DIRECTIONS FOR THIS TASK ▸ Output each line exactly as it appears, skipping any embedded picture.

-------- SUPPLIED INFORMATION

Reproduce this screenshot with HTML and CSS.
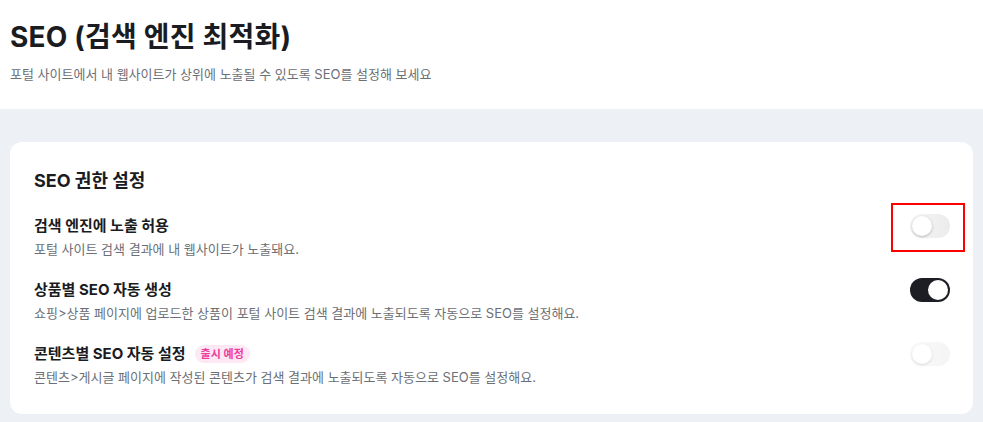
FILE: index.html
```html
<!DOCTYPE html>
<html lang="ko">
<head>
    <meta charset="UTF-8">
    <meta name="viewport" content="width=device-width, initial-scale=1.0">
    <title>SEO (검색 엔진 최적화)</title>
    <link rel="stylesheet" href="styles.css">
</head>
<body>

<header class="page-head">
    <h1>SEO (검색 엔진 최적화)</h1>
    <p>포털 사이트에서 내 웹사이트가 상위에 노출될 수 있도록 SEO를 설정해 보세요</p>
</header>

<main class="content">
    <section class="card">
        <h2>SEO 권한 설정</h2>
        <ul class="setting-list">
            <li class="setting">
                <div class="setting-text">
                    <h3>검색 엔진에 노출 허용</h3>
                    <p>포털 사이트 검색 결과에 내 웹사이트가 노출돼요.</p>
                </div>
                <label class="switch is-marked">
                    <input type="checkbox">
                    <span class="slider"></span>
                </label>
            </li>
            <li class="setting">
                <div class="setting-text">
                    <h3>상품별 SEO 자동 생성</h3>
                    <p>쇼핑&gt;상품 페이지에 업로드한 상품이 포털 사이트 검색 결과에 노출되도록 자동으로 SEO를 설정해요.</p>
                </div>
                <label class="switch">
                    <input type="checkbox" checked>
                    <span class="slider"></span>
                </label>
            </li>
            <li class="setting">
                <div class="setting-text">
                    <h3>콘텐츠별 SEO 자동 설정 <span class="badge">출시 예정</span></h3>
                    <p>콘텐츠&gt;게시글 페이지에 작성된 콘텐츠가 검색 결과에 노출되도록 자동으로 SEO를 설정해요.</p>
                </div>
                <label class="switch">
                    <input type="checkbox" disabled>
                    <span class="slider"></span>
                </label>
            </li>
        </ul>
    </section>
</main>

</body>
</html>
```

FILE: styles.css
```css
body {
    font-family: Inter, "Noto Sans CJK KR", sans-serif;
    margin: 0;
    padding: 0;
    background-color: #fff;
    color: #1a1c21;
}
.page-head {
    padding: 19px 10px 25px;
    background: #fff;
}
.page-head h1 {
    margin: 0 0 9px;
    font-size: 28px;
    line-height: 36px;
    font-weight: 700;
    letter-spacing: 0.2px;
}
.page-head p {
    margin: 0;
    font-size: 13px;
    line-height: 20px;
    color: #6b6f76;
}
.content {
    background-color: #edf0f4;
    padding: 33px 10px 9px;
}
.card {
    background: #fff;
    border-radius: 12px;
    padding: 26px 23px 27px 24px;
}
.card h2 {
    margin: 0 0 21px;
    font-size: 18px;
    line-height: 26px;
    font-weight: 700;
}
.setting-list {
    list-style: none;
    margin: 0;
    padding: 0;
    display: flex;
    flex-direction: column;
    gap: 20px;
}
.setting {
    display: flex;
    justify-content: space-between;
    align-items: flex-start;
}
.setting-text h3 {
    margin: 0 0 2px;
    font-size: 15px;
    line-height: 22px;
    font-weight: 700;
    display: flex;
    align-items: center;
    gap: 9px;
}
.setting-text p {
    margin: 0;
    font-size: 13px;
    line-height: 20px;
    color: #6b6f76;
}
.badge {
    display: inline-block;
    font-size: 11px;
    line-height: 18px;
    font-weight: 600;
    color: #ee3c9c;
    background-color: #fde8f4;
    padding: 0 6px;
    border-radius: 9px;
}
.switch {
    position: relative;
    display: block;
    width: 40px;
    height: 24px;
    margin-top: -1px;
    flex-shrink: 0;
    cursor: pointer;
}
.switch input {
    display: none;
}
.slider {
    position: absolute;
    inset: 0;
    border-radius: 12px;
    background: linear-gradient(90deg, #f7f7f7, #ebebeb);
}
.slider::before {
    content: "";
    position: absolute;
    top: 2px;
    left: 2px;
    width: 20px;
    height: 20px;
    border-radius: 50%;
    background: #fff;
    box-shadow: 0 1px 3px rgba(0, 0, 0, 0.25);
}
.switch input:checked + .slider {
    background: #1c1e24;
}
.switch input:checked + .slider::before {
    left: 18px;
    box-shadow: none;
}
.switch input:disabled + .slider {
    opacity: 0.5;
    cursor: default;
}
.switch.is-marked::after {
    content: "";
    position: absolute;
    top: -11px;
    bottom: -14px;
    left: -19px;
    right: -15px;
    border: 2px solid #f00;
}
```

----------------

ANSWER IN FULL ▸
Reproduce this screenshot with HTML and CSS.
FILE: index.html
```html
<!DOCTYPE html>
<html lang="ko">
<head>
    <meta charset="UTF-8">
    <meta name="viewport" content="width=device-width, initial-scale=1.0">
    <title>SEO (검색 엔진 최적화)</title>
    <link rel="stylesheet" href="styles.css">
</head>
<body>

<header class="page-head">
    <h1>SEO (검색 엔진 최적화)</h1>
    <p>포털 사이트에서 내 웹사이트가 상위에 노출될 수 있도록 SEO를 설정해 보세요</p>
</header>

<main class="content">
    <section class="card">
        <h2>SEO 권한 설정</h2>
        <ul class="setting-list">
            <li class="setting">
                <div class="setting-text">
                    <h3>검색 엔진에 노출 허용</h3>
                    <p>포털 사이트 검색 결과에 내 웹사이트가 노출돼요.</p>
                </div>
                <label class="switch is-marked">
                    <input type="checkbox">
                    <span class="slider"></span>
                </label>
            </li>
            <li class="setting">
                <div class="setting-text">
                    <h3>상품별 SEO 자동 생성</h3>
                    <p>쇼핑&gt;상품 페이지에 업로드한 상품이 포털 사이트 검색 결과에 노출되도록 자동으로 SEO를 설정해요.</p>
                </div>
                <label class="switch">
                    <input type="checkbox" checked>
                    <span class="slider"></span>
                </label>
            </li>
            <li class="setting">
                <div class="setting-text">
                    <h3>콘텐츠별 SEO 자동 설정 <span class="badge">출시 예정</span></h3>
                    <p>콘텐츠&gt;게시글 페이지에 작성된 콘텐츠가 검색 결과에 노출되도록 자동으로 SEO를 설정해요.</p>
                </div>
                <label class="switch">
                    <input type="checkbox" disabled>
                    <span class="slider"></span>
                </label>
            </li>
        </ul>
    </section>
</main>

</body>
</html>
```

FILE: styles.css
```css
body {
    font-family: Inter, "Noto Sans CJK KR", sans-serif;
    margin: 0;
    padding: 0;
    background-color: #fff;
    color: #1a1c21;
}
.page-head {
    padding: 19px 10px 25px;
    background: #fff;
}
.page-head h1 {
    margin: 0 0 9px;
    font-size: 28px;
    line-height: 36px;
    font-weight: 700;
    letter-spacing: 0.2px;
}
.page-head p {
    margin: 0;
    font-size: 13px;
    line-height: 20px;
    color: #6b6f76;
}
.content {
    background-color: #edf0f4;
    padding: 33px 10px 9px;
}
.card {
    background: #fff;
    border-radius: 12px;
    padding: 26px 23px 27px 24px;
}
.card h2 {
    margin: 0 0 21px;
    font-size: 18px;
    line-height: 26px;
    font-weight: 700;
}
.setting-list {
    list-style: none;
    margin: 0;
    padding: 0;
    display: flex;
    flex-direction: column;
    gap: 20px;
}
.setting {
    display: flex;
    justify-content: space-between;
    align-items: flex-start;
}
.setting-text h3 {
    margin: 0 0 2px;
    font-size: 15px;
    line-height: 22px;
    font-weight: 700;
    display: flex;
    align-items: center;
    gap: 9px;
}
.setting-text p {
    margin: 0;
    font-size: 13px;
    line-height: 20px;
    color: #6b6f76;
}
.badge {
    display: inline-block;
    font-size: 11px;
    line-height: 18px;
    font-weight: 600;
    color: #ee3c9c;
    background-color: #fde8f4;
    padding: 0 6px;
    border-radius: 9px;
}
.switch {
    position: relative;
    display: block;
    width: 40px;
    height: 24px;
    margin-top: -1px;
    flex-shrink: 0;
    cursor: pointer;
}
.switch input {
    display: none;
}
.slider {
    position: absolute;
    inset: 0;
    border-radius: 12px;
    background: linear-gradient(90deg, #f7f7f7, #ebebeb);
}
.slider::before {
    content: "";
    position: absolute;
    top: 2px;
    left: 2px;
    width: 20px;
    height: 20px;
    border-radius: 50%;
    background: #fff;
    box-shadow: 0 1px 3px rgba(0, 0, 0, 0.25);
}
.switch input:checked + .slider {
    background: #1c1e24;
}
.switch input:checked + .slider::before {
    left: 18px;
    box-shadow: none;
}
.switch input:disabled + .slider {
    opacity: 0.5;
    cursor: default;
}
.switch.is-marked::after {
    content: "";
    position: absolute;
    top: -11px;
    bottom: -14px;
    left: -19px;
    right: -15px;
    border: 2px solid #f00;
}
```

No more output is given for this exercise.